Dany Laferrière à la rencontre de ses lecteurs
Radio-Canada
Prisonnier d’un tumulte de non pas une, mais bien trois sorties de livre en France, Dany Laferrière a tout de même pris le temps de répondre à notre questionnaire, juste avant son retour au pays. Le samedi 9 avril, l’écrivain, membre de l’Académie française, s’entretiendra avec Danielle Laurin à propos de son nouveau roman illustré Sur la route avec Bashō, à l'occasion du Salon international du livre de Québec.
Voici les réponses rédigées de sa main. Ou plutôt de ses mains.
Cela fait un moment que je fréquente avec grand intérêt les Salons du livre. J’aime rencontrer les lecteurs, car je me considère d’abord un lecteur. Je préfère d’ailleurs qu’un lecteur me parle de ses lectures plutôt que de me parler de mes livres. Je me sens plus à l’aise dans la conversation. Sinon on parle d’un livre [le mien] que le lecteur n’a pas encore lu.
De plus, j'apprécie aussi les conversations dans les cafés des environs ou dans le hall de l’hôtel que j’entretiens avec mes confrères écrivains, à la fermeture du Salon. De temps en temps on a envie de parler de nos problèmes d’écriture à des gens qui connaissent la situation.

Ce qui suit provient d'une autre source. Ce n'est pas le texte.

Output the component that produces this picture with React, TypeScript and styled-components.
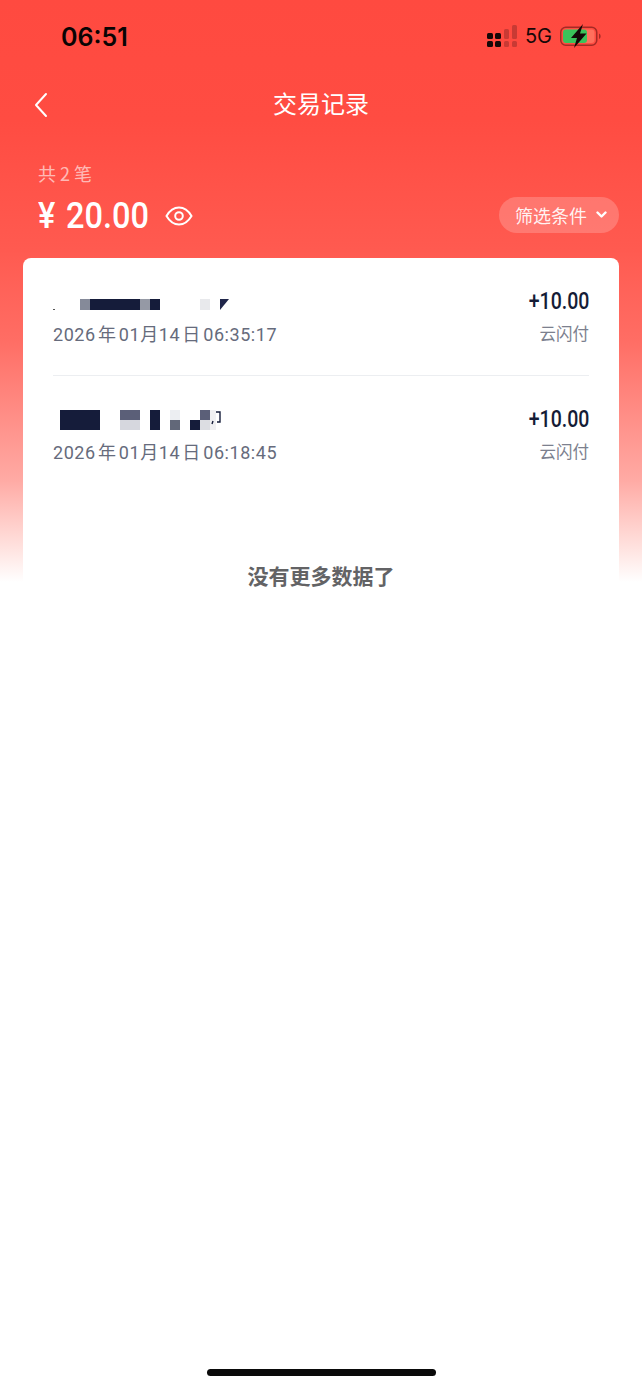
import React from "react";
import styled, { createGlobalStyle } from "styled-components";

const CJK = `"Noto Sans CJK SC", "Noto Sans", sans-serif`;
const LATIN = `Roboto, "Noto Sans CJK SC", sans-serif`;

const Global = createGlobalStyle`
  html, body { margin: 0; padding: 0; background: #fff; }
  * { box-sizing: border-box; }
`;

const Page = styled.div`
  width: 642px;
  height: 1389px;
  overflow: hidden;
  display: flex;
  flex-direction: column;
  font-family: ${CJK};
  background: linear-gradient(180deg, #ff4a40 0px, #ff4c42 120px, #ff5a50 250px, #ff6d64 340px, #ffaaa4 480px, #ffe4e1 550px, #ffffff 582px);
`;

const StatusBar = styled.div`
  height: 72px;
  display: flex;
  align-items: center;
  justify-content: space-between;
  padding: 1px 41px 0 61px;
`;

const Clock = styled.span`
  font-family: Inter, "Liberation Sans", sans-serif;
  font-weight: 600;
  font-size: 25px;
  color: #0a0404;
`;

const StatusIcons = styled.div`
  display: flex;
  align-items: center;
  gap: 8px;
  margin-top: -1px;
`;

const NetLabel = styled.span`
  font-family: Inter, "Liberation Sans", sans-serif;
  font-size: 20px;
  font-weight: 400;
  color: #170808;
`;

const NavBar = styled.div`
  height: 66px;
  position: relative;
  display: flex;
  align-items: center;
  justify-content: center;
`;

const BackIcon = styled.svg`
  position: absolute;
  left: 33px;
  top: 20px;
`;

const Title = styled.h1`
  margin: 0 0 4px;
  font-size: 24px;
  line-height: 34px;
  font-weight: 400;
  color: #fff;
`;

const Summary = styled.div`
  height: 120px;
  padding: 22px 23px 0 38px;
  display: flex;
  flex-direction: column;
`;

const CountLabel = styled.div`
  font-size: 18px;
  line-height: 26px;
  letter-spacing: 1px;
  word-spacing: -2px;
  color: rgba(255, 255, 255, 0.62);
`;

const SummaryRow = styled.div`
  margin-top: 5px;
  display: flex;
  align-items: center;
  justify-content: space-between;
`;

const AmountGroup = styled.div`
  padding-top: 3px;
  display: flex;
  align-items: center;
`;

const Amount = styled.span`
  display: inline-block;
  width: 127px;
  white-space: nowrap;
  font-family: ${LATIN};
  font-size: 37px;
  line-height: 44px;
  font-weight: 500;
  word-spacing: 3px;
  color: #fff;
  transform: scaleX(0.88);
  transform-origin: left center;
`;

const FilterButton = styled.button`
  width: 120px;
  height: 36px;
  margin-top: 1px;
  border: 0;
  border-radius: 18px;
  padding: 0 0 0 16px;
  display: flex;
  align-items: center;
  gap: 9px;
  background: rgba(255, 255, 255, 0.2);
  color: rgba(255, 255, 255, 0.92);
  font-family: ${CJK};
  font-size: 18px;
  line-height: 36px;
`;

const Card = styled.div`
  margin: 0 23px;
  padding: 0 30px;
  background: #fff;
  border-radius: 8px 8px 0 0;
  height: 800px;
`;

const Row = styled.div<{ $last?: boolean }>`
  height: ${(p) => (p.$last ? 117 : 118)}px;
  padding-top: 31px;
  display: flex;
  justify-content: space-between;
  border-bottom: ${(p) => (p.$last ? "0" : "1px solid #eceef1")};
`;

const LeftCol = styled.div`
  display: flex;
  flex-direction: column;
  gap: 10px;
`;

const RightCol = styled.div`
  padding-top: 1px;
  display: flex;
  flex-direction: column;
  align-items: flex-end;
  gap: 7px;
`;

const Mosaic = styled.svg`
  display: block;
  width: 180px;
  height: 24px;
`;

const DateText = styled.div`
  font-family: ${LATIN};
  font-size: 18px;
  line-height: 24px;
  letter-spacing: 0.55px;
  word-spacing: -2.7px;
  color: #666b7c;
  white-space: nowrap;
`;

const Money = styled.div`
  font-family: ${LATIN};
  font-size: 23px;
  line-height: 24px;
  font-weight: 500;
  color: #151c36;
  transform: scaleX(0.85);
  transform-origin: right center;
`;

const Channel = styled.div`
  font-size: 16.5px;
  line-height: 24px;
  color: #7c808e;
`;

const Footer = styled.div`
  padding-top: 68px;
  text-align: center;
  font-size: 21px;
  line-height: 28px;
  font-weight: 700;
  color: #636365;
`;

const Spacer = styled.div`
  flex: 1;
`;

const HomeBar = styled.div`
  width: 229px;
  height: 7px;
  margin: 0 auto 13px;
  border-radius: 4px;
  background: #0a0a0a;
`;

const Signal = () => (
  <svg width="30" height="24" viewBox="0 0 30 24">
    <g fill="#140808">
      <rect x="0" y="9" width="6" height="6" rx="1.5" />
      <rect x="0" y="17" width="6" height="6" rx="1.5" />
      <rect x="8" y="9" width="6" height="6" rx="1.5" />
      <rect x="8" y="17" width="6" height="6" rx="1.5" />
    </g>
    <g fill="#c93a34">
      <rect x="17" y="5" width="5" height="10" rx="1.5" />
      <rect x="17" y="17" width="5" height="6" rx="1.5" />
      <rect x="25" y="1" width="5" height="14" rx="1.5" />
      <rect x="25" y="17" width="5" height="6" rx="1.5" />
    </g>
  </svg>
);

const Battery = () => (
  <svg width="41" height="24" viewBox="0 0 41 24">
    <rect x="0.75" y="3.25" width="36" height="18" rx="5" fill="none" stroke="#a52a25" strokeWidth="1.5" />
    <rect x="3" y="5.5" width="31.5" height="13.5" rx="3" fill="#ff6f5c" />
    <rect x="3" y="5.5" width="24" height="13.5" rx="3" fill="#3ac25a" />
    <path d="M39 9.5v5.5c1-.4 1.6-1.4 1.6-2.7s-.6-2.4-1.6-2.8z" fill="#a52a25" />
    <path d="M23 0 L11 14 H17 L14 24 L26.5 9.5 H20 Z" fill="#140808" />
  </svg>
);

const App: React.FC = () => (
  <Page>
    <Global />
    <StatusBar>
      <Clock>06:51</Clock>
      <StatusIcons>
        <Signal />
        <NetLabel>5G</NetLabel>
        <Battery />
      </StatusIcons>
    </StatusBar>

    <NavBar>
      <BackIcon width="16" height="26" viewBox="0 0 16 26">
        <path d="M13 2 L3 13 L13 24" fill="none" stroke="#fff" strokeWidth="2" strokeLinecap="round" strokeLinejoin="round" />
      </BackIcon>
      <Title>交易记录</Title>
    </NavBar>

    <Summary>
      <CountLabel>共 2 笔</CountLabel>
      <SummaryRow>
        <AmountGroup>
          <Amount>¥ 20.00</Amount>
          <svg width="28" height="20" viewBox="0 0 28 20" fill="none" stroke="#fff" strokeWidth="2">
            <path d="M1.5 10 C5 4 9 1.5 14 1.5 S23 4 26.5 10 C23 16 19 18.5 14 18.5 S5 16 1.5 10 Z" />
            <circle cx="14" cy="10" r="3.8" />
          </svg>
        </AmountGroup>
        <FilterButton>
          筛选条件
          <svg width="11" height="8" viewBox="0 0 11 8" fill="none" stroke="#fff" strokeWidth="2.4" strokeLinecap="round" strokeLinejoin="round">
            <path d="M1.5 1.5 L5.5 5.5 L9.5 1.5" />
          </svg>
        </FilterButton>
      </SummaryRow>
    </Summary>

    <Card>
      <Row>
        <LeftCol>
          <Mosaic viewBox="0 0 180 24">
            <rect x="0" y="20" width="2" height="1" fill="#555" />
            <rect x="27" y="10" width="10" height="11" fill="#858a99" />
            <rect x="37" y="10" width="50" height="11" fill="#151c3a" />
            <rect x="87" y="10" width="10" height="11" fill="#9599a5" />
            <rect x="97" y="10" width="10" height="11" fill="#151c3a" />
            <rect x="147" y="10" width="10" height="11" fill="#e8e9ec" />
            <path d="M167 10 H176 L167 21 Z" fill="#20264a" />
          </Mosaic>
          <DateText>2026 年 01月14 日 06:35:17</DateText>
        </LeftCol>
        <RightCol>
          <Money>+10.00</Money>
          <Channel>云闪付</Channel>
        </RightCol>
      </Row>
      <Row $last>
        <LeftCol>
          <Mosaic viewBox="0 0 180 24">
            <rect x="7" y="3" width="40" height="20" fill="#151c3a" />
            <rect x="67" y="3" width="20" height="10" fill="#5b5f78" />
            <rect x="67" y="13" width="20" height="10" fill="#d6d7de" />
            <rect x="97" y="3" width="10" height="20" fill="#151c3a" />
            <rect x="117" y="3" width="10" height="10" fill="#eceef2" />
            <rect x="117" y="13" width="10" height="10" fill="#626879" />
            <rect x="137" y="13" width="10" height="10" fill="#151c3a" />
            <rect x="147" y="3" width="10" height="10" fill="#5b5f78" />
            <rect x="147" y="13" width="10" height="10" fill="#dcdde2" />
            <rect x="157" y="3" width="6" height="20" fill="#f0f0f2" />
            <path d="M163 5 H167 V15 H164 M160 14 L159 17" fill="none" stroke="#151c3a" strokeWidth="1.4" />
          </Mosaic>
          <DateText>2026 年 01月14 日 06:18:45</DateText>
        </LeftCol>
        <RightCol>
          <Money>+10.00</Money>
          <Channel>云闪付</Channel>
        </RightCol>
      </Row>
      <Footer>没有更多数据了</Footer>
    </Card>

    <Spacer />
    <HomeBar />
  </Page>
);

export default App;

Et enfin j’aime revenir sur les lieux du crime pour circuler dans un environnement connu, revoir les mêmes de l’équipe d’organisation.
Je pense avec plus de 30 livres autour de moi. Je lis beaucoup de livres pour différents prix littéraires, dont ceux de l’Académie. L’intérêt des prix de l’Académie, c’est qu'ils sont assez nombreux – plus de 60 – pour te permettre de fouiller dans tous les sens dans la corbeille des fruits de la saison.
Je lis un livre d’histoire passionnant de Christian Baechler La trahison des élites allemandes [650 pages] qui tente de comprendre pourquoi ce peuple obsédé par la démocratie, la liberté, les arts a pu produire de tels monstres. Pas seulement quelques stars du crime, mais une élite qui a basculé dans l’horreur.
J’ai lu aussi un beau livre sur un de mes écrivains préférés, même si j’en parle rarement [Valery Larbaud, cosmopolite des lettres? ], 800 pages d’écritures serrées pour faire un portrait en pied de ce riche amateur des lettres. Par ses nombreuses traductions, Larbaud a déniaisé le lecteur français.
Son goût des choses sophistiquées, son indifférence à la rumeur du monde, le fait que l’argent l’ait si bien protégé des salissures du monde, tout cela l’a rendu aussi indifférent à la guerre.